When the fleet is first approached by a vendor, everything is turned over to the Cox Conserves team to research ROI and environmental impact. Leuenberger says that probably about 20% of the stuff that comes across the fleet desk is tested, and about 1% of those tests actually deployed fleet-wide.

For example, Cox has tested out natural gas vehicles (NGVs) as a possible fleet option but doesn’t plan to implement any NGVs — namely because of infrastructure. “We continue to work with natural gas companies and conversion companies on giving them our thoughts on what would make a successful vehicle for us,” Leuenberger says, adding that in areas where infrastructure wasn’t an issue, fill time and vehicle capacity came up as operational challenges.

In these NGV tests, due to reduced capacity and longer fill times, Cox found that drivers were having to return to the office more often to get supplies, and generally had less time to fulfil services at the same rate. “It ends up costing us more and they’re burning more fuel that way anyway,” Leuenberger says.

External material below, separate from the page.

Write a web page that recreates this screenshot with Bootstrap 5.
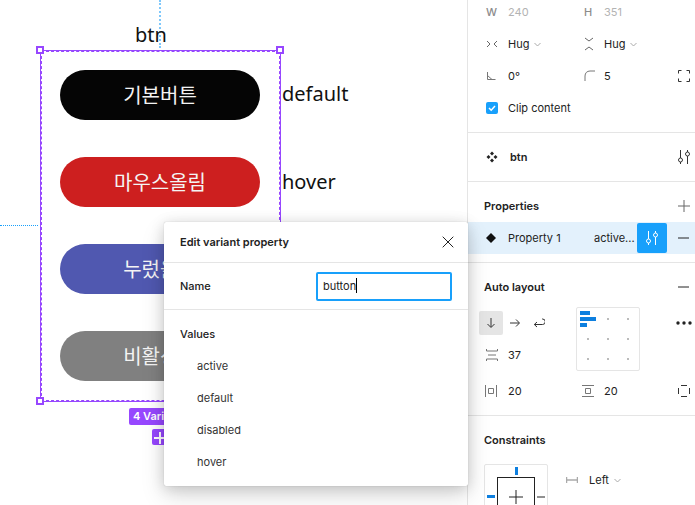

Routing Efficiencies = Driving Less

The simple conclusion that when you drive less, you burn less fuel is what got Cox on board early on to add routing software to its field service fleet. Now, the company is deploying routing software across all its operating units over the next year. The company expects this expansion will give all its operations about a 20% reduction in mileage.

Essentially, the routing software continuously re-shuffles the deck throughout the day — taking into account scheduled services as well as unplanned outages — to ensure that techs are driving to the next closest job they’re equipped to handle versus a set group of locations to reach that day.

Improving upon what is already in place often provides quick and achievable goals when it comes to operational efficiencies — hence why only 1% of technology tested at Cox is actually put into use. “Once you adversely impact your operations, you negate all the benefits,” Leuenberger says.